Qué poco tiene que ver la ecología y aquellas imágenes de activistas de Greenpeace jugándose el tipo de forma heroica frente a buques en el mar con la fantochada de pegarse las manos a un lienzo de gran valor artístico. Me da por malpensar hasta en un complot, en que alguien que nada tiene que ver con los movimientos en defensa de la Naturaleza, precisamente para desacreditarlos, ha contratado a mercenarios para que cometan tales fechorías.

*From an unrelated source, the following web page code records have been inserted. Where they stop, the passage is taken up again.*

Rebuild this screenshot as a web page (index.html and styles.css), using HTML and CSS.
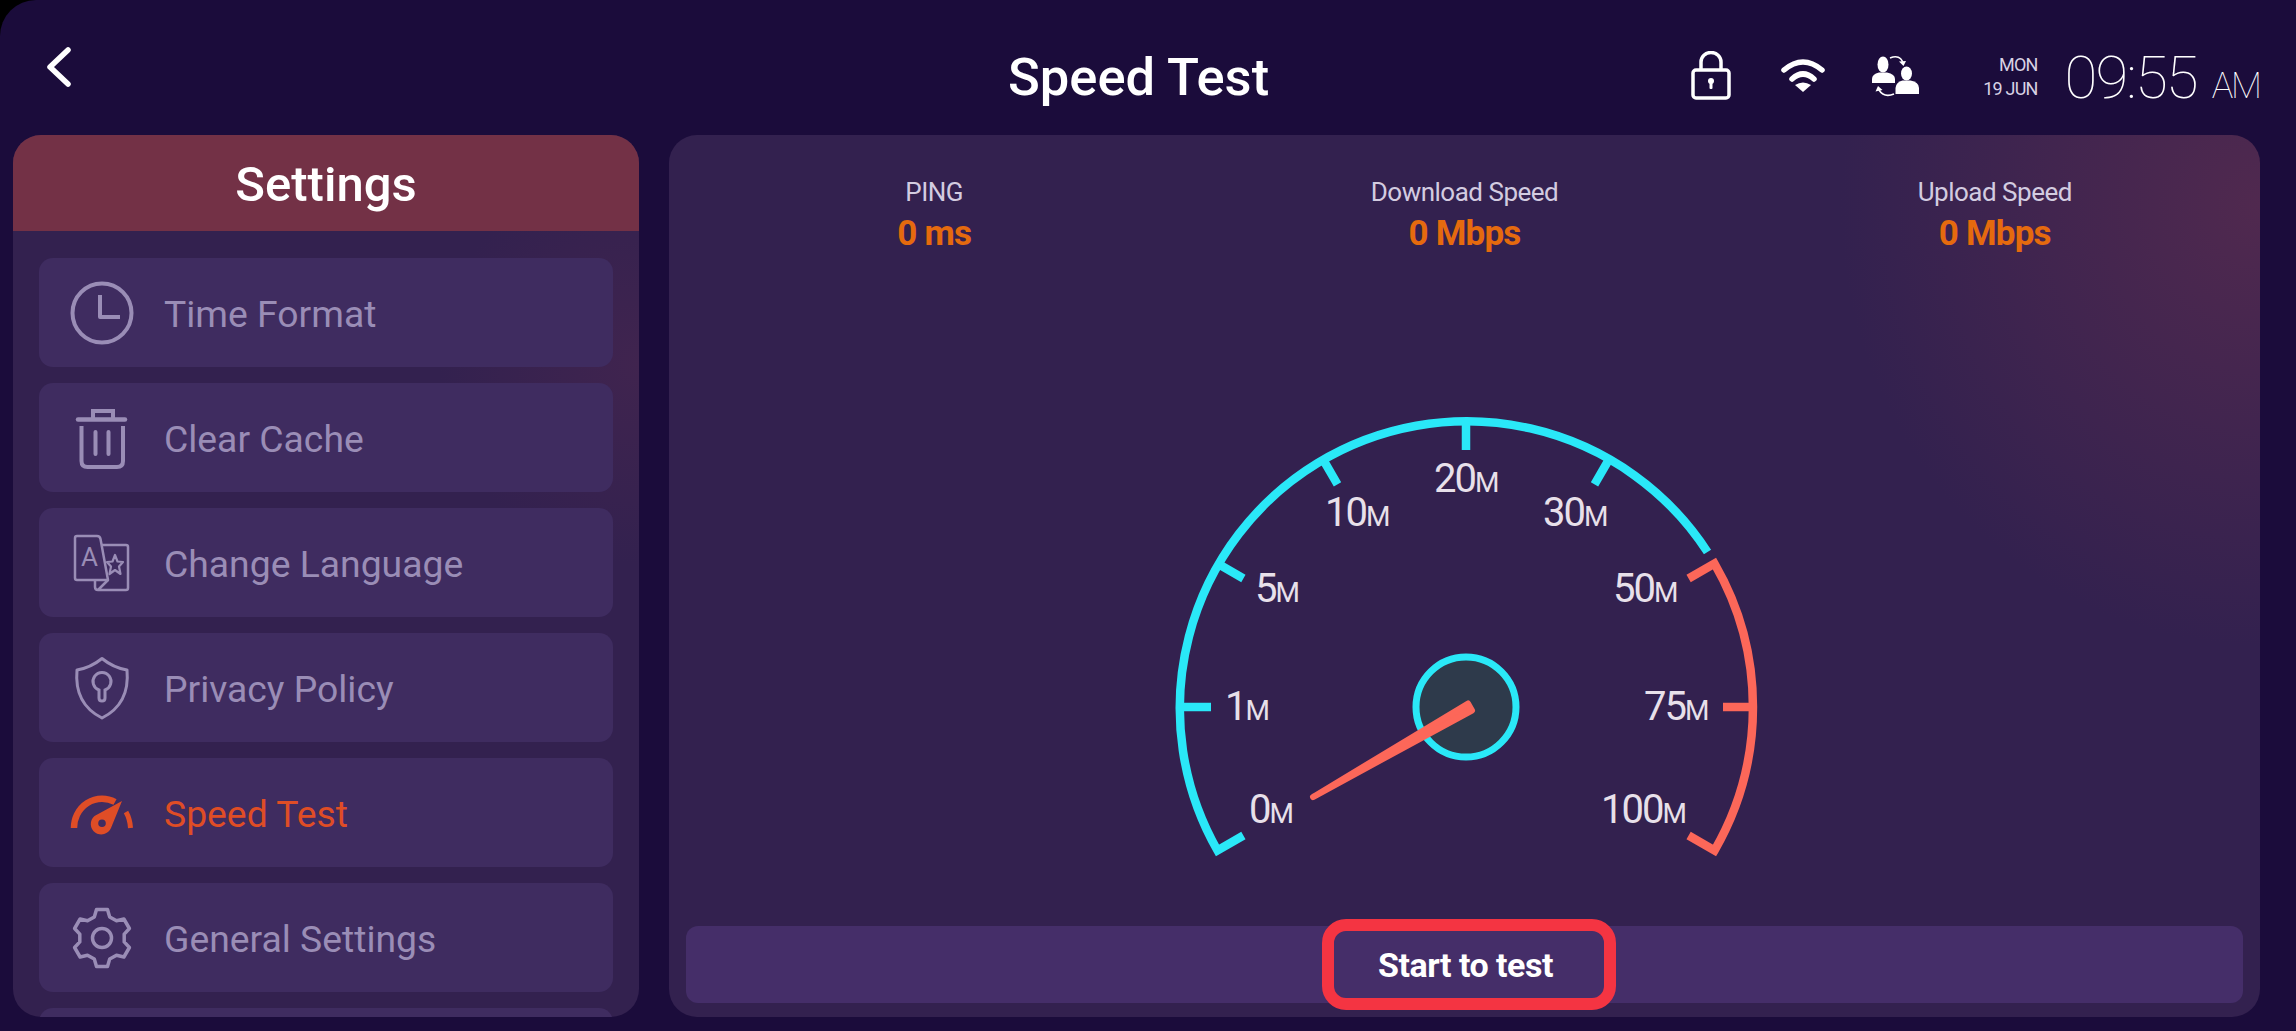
FILE: index.html
```html
<!DOCTYPE html>
<html lang="en">
<head>
    <meta charset="UTF-8">
    <meta name="viewport" content="width=device-width, initial-scale=1.0">
    <title>Speed Test</title>
    <link rel="stylesheet" href="styles.css">
</head>
<body>
<div class="app">
    <header class="topbar">
        <button class="back" aria-label="Back">
            <svg width="24" height="40" viewBox="0 0 24 40"><path d="M21 3 L3 20 L21 37" fill="none" stroke="currentColor" stroke-width="5.5" stroke-linecap="round" stroke-linejoin="round"/></svg>
        </button>
        <h1 class="page_title">Speed Test</h1>
        <div class="status">
            <svg class="lock" width="40" height="49" viewBox="0 0 40 49">
                <rect x="2" y="19" width="36" height="28" rx="3" fill="none" stroke="currentColor" stroke-width="3.5"/>
                <path d="M10 19 V11 a10 9.5 0 0 1 20 0 V19" fill="none" stroke="currentColor" stroke-width="3.5"/>
                <circle cx="20" cy="30" r="3" fill="currentColor"/>
                <rect x="18.5" y="30" width="3" height="8" rx="1" fill="currentColor"/>
            </svg>
            <svg class="wifi" width="44" height="35" viewBox="0 0 44 35">
                <path d="M3 13 Q22 -3 41 13" fill="none" stroke="currentColor" stroke-width="5.5" stroke-linecap="round"/>
                <path d="M11 22 Q22 12 33 22" fill="none" stroke="currentColor" stroke-width="5.5" stroke-linecap="round"/>
                <path d="M22 35 L14 28 Q22 23 30 28 Z" fill="currentColor"/>
            </svg>
            <svg class="users" width="47" height="42" viewBox="0 0 47 42">
                <ellipse cx="11" cy="9.5" rx="5.5" ry="8" fill="currentColor"/>
                <path d="M0 28 V24 Q0 19 7 17.5 L15 17.5 Q23 19 23 24 V28 Z" fill="currentColor"/>
                <ellipse cx="34.5" cy="18.5" rx="5.5" ry="7" fill="currentColor"/>
                <path d="M23.5 39 V33 Q24 27 30.5 25.5 L38.5 25.5 Q47 27 47 33 V39 Z" fill="currentColor"/>
                <path d="M18 3 Q28 -1 31 8" fill="none" stroke="currentColor" stroke-width="1.6"/>
                <path d="M27 6.5 L31.5 11 L34 6 Z" fill="currentColor"/>
                <path d="M22 39 Q12 43 7 35" fill="none" stroke="currentColor" stroke-width="1.6"/>
                <path d="M3.5 36.5 L6 31 L10.5 35 Z" fill="currentColor"/>
            </svg>
            <div class="date">
                <span>MON</span>
                <span>19 JUN</span>
            </div>
            <div class="clock">09:55<span class="ampm">AM</span></div>
        </div>
    </header>

    <main class="content">
        <aside class="sidebar">
            <div class="sidebar_title">Settings</div>
            <ul class="menu">
                <li class="menu_item">
                    <svg class="menu_icon" viewBox="0 0 64 64">
                        <circle cx="32" cy="32" r="29.5" fill="none" stroke="currentColor" stroke-width="4"/>
                        <path d="M30 14 V36 H50" fill="none" stroke="currentColor" stroke-width="4" stroke-linejoin="round"/>
                    </svg>
                    Time Format
                </li>
                <li class="menu_item">
                    <svg class="menu_icon" viewBox="0 0 64 64">
                        <path d="M8 13.5 H55" stroke="currentColor" stroke-width="4.5" stroke-linecap="round" fill="none"/>
                        <path d="M23 12 V5 H43 V12" stroke="currentColor" stroke-width="4" fill="none"/>
                        <path d="M11.5 20 V55 Q11.5 61 17.5 61 H47 Q53 61 53 55 V20" stroke="currentColor" stroke-width="4" fill="none"/>
                        <path d="M25.5 26 V48 M38.5 26 V48" stroke="currentColor" stroke-width="4" stroke-linecap="round" fill="none"/>
                    </svg>
                    Clear Cache
                </li>
                <li class="menu_item">
                    <svg class="menu_icon" viewBox="0 0 64 64">
                        <path d="M7 5 H27 Q30 5 30.5 8 L38 49 H7 Q5 49 5 47 V7 Q5 5 7 5 Z" fill="none" stroke="currentColor" stroke-width="2.5" stroke-linejoin="round"/>
                        <path d="M31 14 H56 Q58 14 58 16 V57 Q58 59 56 59 H28 Q25 59 25 56 V49 M38 49 L28 59" fill="none" stroke="currentColor" stroke-width="2.5" stroke-linejoin="round"/>
                        <text class="lang_letter" x="11" y="35">A</text>
                        <path d="M45 24 L47.5 30.5 L53 31 L49 35.5 L50.5 43 L45 39 L39.5 43 L41 35.5 L37 31 L42.5 30.5 Z" fill="none" stroke="currentColor" stroke-width="2.2" stroke-linejoin="round"/>
                    </svg>
                    Change Language
                </li>
                <li class="menu_item">
                    <svg class="menu_icon" viewBox="0 0 64 64">
                        <path d="M32 2.5 C40 9 48 12.5 57 14 C59 36 52 52 32 62 C12 52 5 36 7 14 C16 12.5 24 9 32 2.5 Z" fill="none" stroke="currentColor" stroke-width="3" stroke-linejoin="round"/>
                        <path d="M29 34 A9 9 0 1 1 35 34 V42 Q35 45 32 45 Q29 45 29 42 Z" fill="none" stroke="currentColor" stroke-width="3"/>
                    </svg>
                    Privacy Policy
                </li>
                <li class="menu_item active">
                    <svg class="menu_icon" viewBox="0 0 64 64">
                        <path d="M4 47 A28 29 0 0 1 45 21" fill="none" stroke="currentColor" stroke-width="6.5"/>
                        <path d="M56 31 Q60 38 60.5 47" fill="none" stroke="currentColor" stroke-width="5"/>
                        <path fill-rule="evenodd" fill="currentColor" d="M52 20 L41 47 A10.5 10.5 0 1 1 24.5 35 Z M32 38.5 A3.8 3.8 0 1 0 32.01 46.1 A3.8 3.8 0 1 0 32 38.5 Z"/>
                    </svg>
                    Speed Test
                </li>
                <li class="menu_item">
                    <svg class="menu_icon" viewBox="0 0 64 64">
                        <path d="M24.3 10.9 L26.5 3.5 H37.5 L39.7 10.9 L46.5 14.8 L53.9 13 L59.4 22.5 L54.2 28.1 V35.9 L59.4 41.5 L53.9 51 L46.5 49.2 L39.7 53.1 L37.5 60.5 H26.5 L24.3 53.1 L17.5 49.2 L10.1 51 L4.6 41.5 L9.8 35.9 V28.1 L4.6 22.5 L10.1 13 L17.5 14.8 Z" fill="none" stroke="currentColor" stroke-width="3.5" stroke-linejoin="round"/>
                        <circle cx="32" cy="32" r="9.5" fill="none" stroke="currentColor" stroke-width="3.5"/>
                    </svg>
                    General Settings
                </li>
                <li class="menu_item"></li>
            </ul>
        </aside>

        <section class="panel">
            <div class="stats">
                <div class="stat">
                    <div class="stat_label">PING</div>
                    <div class="stat_value">0 ms</div>
                </div>
                <div class="stat">
                    <div class="stat_label">Download Speed</div>
                    <div class="stat_value">0 Mbps</div>
                </div>
                <div class="stat">
                    <div class="stat_label">Upload Speed</div>
                    <div class="stat_value">0 Mbps</div>
                </div>
            </div>

            <svg class="gauge" width="600" height="460" viewBox="-300 -300 600 460">
                <g fill="none" stroke-width="8.5" stroke-linejoin="miter">
                    <g stroke="#2ae8f8">
                        <path d="M-222.6 128.5 L-248.5 143.5 A287 287 0 0 1 241.5 -155"/>
                        <path d="M-287 0 H-255 M-248.5 -143.5 L-222.6 -128.5 M-143.5 -248.5 L-128.5 -222.6 M0 -287 V-257 M143.5 -248.5 L128.5 -222.6"/>
                    </g>
                    <g stroke="#fc6759">
                        <path d="M222.6 -128.5 L248.5 -143.5 A287 287 0 0 1 248.5 143.5 L222.6 128.5"/>
                        <path d="M287 0 H257"/>
                    </g>
                </g>
                <g class="gauge_labels">
                    <text x="-241" y="13">1<tspan>M</tspan></text>
                    <text x="-217" y="116">0<tspan>M</tspan></text>
                    <text x="-211" y="-105">5<tspan>M</tspan></text>
                    <text x="-141" y="-181">10<tspan>M</tspan></text>
                    <text x="-32" y="-215">20<tspan>M</tspan></text>
                    <text x="77" y="-181">30<tspan>M</tspan></text>
                    <text x="147" y="-105">50<tspan>M</tspan></text>
                    <text x="178" y="13">75<tspan>M</tspan></text>
                    <text x="135" y="116">100<tspan>M</tspan></text>
                </g>
                <circle r="50" fill="#2e3a4b" stroke="#2ae8f8" stroke-width="7"/>
                <path d="M6 3.5 L2 -3.5 L-153 90 Z" fill="#fc6759" stroke="#fc6759" stroke-width="6" stroke-linejoin="round"/>
            </svg>

            <div class="actions">
                <button class="start_button">Start to test</button>
            </div>
        </section>
    </main>
</div>
</body>
</html>
```

FILE: styles.css
```css
* {
    box-sizing: border-box;
}

html, body {
    margin: 0;
    height: 100%;
    background: #000;
    overflow: hidden;
}

body {
    font-family: Roboto, "Liberation Sans", sans-serif;
}

.app {
    height: 1031px;
    display: flex;
    flex-direction: column;
    background: #1b0c3b;
    color: #fff;
    border-top-left-radius: 36px;
}

/* top bar */
.topbar {
    height: 135px;
    flex: none;
    display: flex;
    align-items: flex-start;
    position: relative;
}

.back {
    width: 24px;
    height: 40px;
    margin: 47px 0 0 47px;
    padding: 0;
    border: 0;
    background: none;
    color: #fff;
}

.page_title {
    margin: 44px 0 0 937px;
    font-size: 52.5px;
    line-height: 66px;
    font-weight: 500;
    white-space: nowrap;
}

.status {
    margin: 51px 0 0 auto;
    padding-right: 36px;
    display: flex;
    align-items: flex-start;
}

.wifi {
    margin: 6px 0 0 50px;
}

.users {
    margin: 4px 0 0 47px;
}

.date {
    margin: 3px 0 0 64px;
    display: flex;
    flex-direction: column;
    gap: 3px;
    align-items: flex-end;
    font-size: 18px;
    line-height: 21px;
    letter-spacing: -0.8px;
    color: #d8d2e4;
}

.clock {
    margin: -6px 0 0 27px;
    font-size: 60px;
    line-height: 66px;
    font-weight: 100;
    letter-spacing: -2px;
    white-space: nowrap;
}

.ampm {
    margin-left: 15px;
    font-size: 36px;
    letter-spacing: -2px;
}

/* two columns */
.content {
    flex: 1;
    min-height: 0;
    display: flex;
    gap: 30px;
    padding: 0 36px 14px 13px;
}

.sidebar {
    width: 626px;
    flex: none;
    border-radius: 28px;
    overflow: hidden;
    background:
        radial-gradient(ellipse 200px 200px at 100% 26%, #40244f 0, rgba(64, 36, 79, 0) 100%),
        #33214f;
}

.sidebar_title {
    height: 96px;
    padding-top: 3px;
    display: flex;
    align-items: center;
    justify-content: center;
    background: #733146;
    font-size: 49px;
    font-weight: 500;
}

.menu {
    list-style: none;
    margin: 0;
    padding: 27px 26px 0;
    display: flex;
    flex-direction: column;
    gap: 16px;
}

.menu_item {
    height: 109px;
    flex: none;
    display: flex;
    align-items: center;
    gap: 30px;
    padding: 3px 0 0 31px;
    border-radius: 14px;
    background: #3f2c60;
    color: #9a8db6;
    font-size: 37.3px;
}

.menu_item.active {
    color: #df4d26;
}

.menu_icon {
    width: 64px;
    height: 64px;
    flex: none;
    margin-top: -3px;
}

.lang_letter {
    font-size: 26px;
    fill: currentColor;
}

/* speed panel */
.panel {
    flex: 1;
    min-width: 0;
    display: flex;
    flex-direction: column;
    border-radius: 28px;
    background:
        radial-gradient(ellipse 420px 440px at 100% 8%, #50294f 0, rgba(80, 41, 79, 0) 100%),
        #33214f;
}

.stats {
    display: grid;
    grid-template-columns: repeat(3, 1fr);
    padding-top: 42px;
    text-align: center;
}

.stat_label {
    font-size: 26px;
    line-height: 30px;
    letter-spacing: -0.5px;
    color: #d3cce0;
}

.stat_value {
    margin-top: 8px;
    font-size: 35px;
    line-height: 38px;
    font-weight: 700;
    letter-spacing: -0.8px;
    color: #e56a0e;
}

.gauge {
    display: block;
    margin: 154px auto 0;
    position: relative;
    left: 1px;
}

.gauge_labels {
    font-size: 40px;
    fill: #e8e0ea;
    letter-spacing: -2px;
}

.gauge_labels tspan {
    font-size: 28px;
    letter-spacing: 0;
}

.actions {
    margin: auto 17px 14px;
    height: 77px;
    display: flex;
    justify-content: center;
    align-items: center;
    border-radius: 12px;
    background: #452e69;
}

.start_button {
    width: 294px;
    height: 91px;
    margin-left: 8px;
    padding: 0 6px 0 0;
    border: 12px solid #f43442;
    border-radius: 24px;
    background: #452e69;
    color: #fff;
    font-family: inherit;
    font-size: 34px;
    font-weight: 700;
    letter-spacing: -0.5px;
}
```
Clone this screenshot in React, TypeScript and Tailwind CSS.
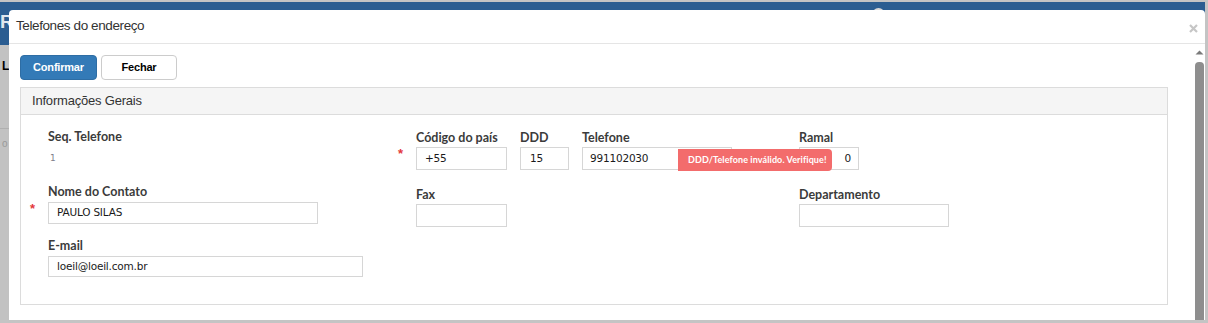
import React from "react";

const sans = "font-['Liberation_Sans',Arial,sans-serif]";
const labelCls = "text-[12.5px] leading-[15px] font-bold text-[#3b3b3b] font-['Lato',sans-serif] whitespace-nowrap";
const inputCls =
  "border border-[#d6d6d6] bg-white px-[8px] flex items-center text-[10.5px] tracking-[-0.2px] text-[#1a1a1a] font-['DejaVu_Sans',sans-serif] whitespace-nowrap";

function Asterisk() {
  return (
    <span className={`absolute left-[-18px] top-0 text-[13px] font-bold leading-none text-[#e3383b] ${sans}`}>*</span>
  );
}

export default function App() {
  return (
    <div className={`relative w-[1208px] h-[323px] overflow-hidden bg-[#c4c4c4] ${sans}`}>
      {/* page behind the modal */}
      <div className="pt-[2px] w-[1205px]">
        <div className="h-[43px] bg-[#2b5d91] flex items-start">
          <span className="ml-0 mt-[10px] text-[19px] font-bold leading-[20px] text-[#dfe6ee]">R</span>
          <span className="ml-[858px] mt-[6px] w-[13px] h-[13px] rounded-full bg-[#d8d8d8]"></span>
        </div>
        <div className="h-[275px] bg-[#c2c2c2] flex flex-col">
          <span className="mt-[14px] ml-[2px] text-[12px] font-bold leading-[14px] text-black">L</span>
          <div className="mt-[55px] h-[1px] bg-[#b0b0b0]"></div>
          <span className="mt-[9px] ml-[2px] text-[10px] leading-[12px] text-[#999]">o</span>
        </div>
      </div>

      {/* modal */}
      <div className="absolute left-[9px] top-[10px] w-[1196px] h-[310px] bg-white rounded-t-[4px] flex flex-col overflow-hidden">
        <div className="h-[34px] shrink-0 border-b border-[#e5e5e5] flex items-center justify-between pl-[7px] pr-[7px]">
          <span className="text-[13.5px] tracking-[-0.4px] text-[#333] leading-[16px] -mt-[2px]">Telefones do endereço</span>
          <svg width="9" height="9" viewBox="0 0 9 9" className="mt-[4px]">
            <path d="M1 1 L8 8 M8 1 L1 8" stroke="#c6c6c6" strokeWidth="2.2" />
          </svg>
        </div>

        <div className="flex flex-1 min-h-0">
          <div className="flex-1 pl-[11px] pt-[11px]">
            <div className="flex gap-[4px]">
              <button className="w-[77px] h-[25px] rounded-[4px] bg-[#337ab7] border border-[#2e6da4] text-white font-bold text-[11px] tracking-[-0.2px]">
                Confirmar
              </button>
              <button className="w-[76px] h-[25px] rounded-[4px] bg-white border border-[#cccccc] text-black font-bold text-[11px] tracking-[-0.2px]">
                Fechar
              </button>
            </div>

            <div className="mt-[7px] w-[1148px] border border-[#dcdcdc]">
              <div className="h-[27px] bg-[#f5f5f5] border-b border-[#dcdcdc] flex items-center pl-[11px]">
                <span className="text-[13px] tracking-[-0.2px] text-[#333]">Informações Gerais</span>
              </div>

              <div className="flex pl-[27px] pt-[14px] pb-[27px]">
                {/* column 1 */}
                <div className="w-[368px] flex flex-col">
                  <span className={labelCls}>Seq. Telefone</span>
                  <span className="mt-[9px] pl-[2px] text-[9px] leading-[11px] text-[#80808a] font-['DejaVu_Sans',sans-serif]">1</span>
                  <span className={`mt-[20px] ${labelCls}`}>Nome do Contato</span>
                  <div className="relative mt-[3px]">
                    <Asterisk />
                    <div className={`${inputCls} w-[270px] h-[22px]`}>PAULO SILAS</div>
                  </div>
                  <span className={`mt-[14px] ${labelCls}`}>E-mail</span>
                  <div className={`${inputCls} mt-[3px] w-[315px] h-[21px]`}>loeil@loeil.com.br</div>
                </div>

                {/* column 2 */}
                <div className="w-[104px] pt-[1px] flex flex-col">
                  <span className={labelCls}>Código do país</span>
                  <div className="relative mt-[2px]">
                    <Asterisk />
                    <div className={`${inputCls} w-[91px] h-[23px]`}>+55</div>
                  </div>
                  <span className={`mt-[17px] ${labelCls}`}>Fax</span>
                  <div className={`${inputCls} mt-[2px] w-[91px] h-[23px]`}></div>
                </div>

                {/* column 3 */}
                <div className="w-[62px] pt-[1px] flex flex-col">
                  <span className={labelCls}>DDD</span>
                  <div className={`${inputCls} mt-[2px] w-[49px] h-[23px] pl-[9px]`}>15</div>
                </div>

                {/* column 4 */}
                <div className="w-[217px] pt-[1px] flex flex-col">
                  <span className={labelCls}>Telefone</span>
                  <div className="relative mt-[2px]">
                    <div className={`${inputCls} w-[150px] h-[23px] pl-[7px]`}>991102030</div>
                    <div className="absolute z-10 left-[96px] top-[2px] w-[154px] h-[22px] bg-[#f36c6c] rounded-r-[4px] flex items-center pl-[10px] text-white font-bold text-[9px] tracking-[0.1px] font-['Lato',sans-serif] whitespace-nowrap">
                      DDD/Telefone inválido. Verifique!
                    </div>
                  </div>
                </div>

                {/* column 5 */}
                <div className="pt-[1px] flex flex-col">
                  <span className={labelCls}>Ramal</span>
                  <div className={`${inputCls} mt-[2px] w-[60px] h-[23px] justify-end pr-[7px]`}>0</div>
                  <span className={`mt-[17px] ${labelCls}`}>Departamento</span>
                  <div className={`${inputCls} mt-[2px] w-[150px] h-[23px]`}></div>
                </div>
              </div>
            </div>
          </div>

          {/* scrollbar */}
          <div className="w-[9px] mr-[1px] flex flex-col items-center pt-[6px]">
            <svg width="9" height="5" viewBox="0 0 9 5">
              <path d="M0.5 4.5 L4.5 0.5 L8.5 4.5 Z" fill="#7a7a7a" />
            </svg>
            <div className="mt-[7px] w-[9px] flex-1 rounded-t-[4px] bg-[#8e8e8e]"></div>
          </div>
        </div>
      </div>
    </div>
  );
}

Justamente a través de la pintura y de la cultura en todas sus formas, el ser humano expresa belleza y se aleja de su conducta irresponsable contra el medio ambiente. En lugar de destruir, crea. ¿A quién se le ocurre manchar ese legado, por mucho que en la lógica capitalista de mercado, un lienzo pueda tener un precio astronómico? Su valor real es incalculable y, sobre todo, irremplazable, única, irrepetible ya que el artista, incluso aunque se lo propusiera, nunca volvería a conseguir el mismo resultado. ¿Por qué renunciar a su contemplación, en nombre de la liberación del pueblo?
Además, establecer como han hecho estos ¿ecologistas? una especie de simbolismo con esa regla de que todo el dinero que se paga por el cuadro podría servir para fines más solidarios me parece un análisis simplista y equivocado.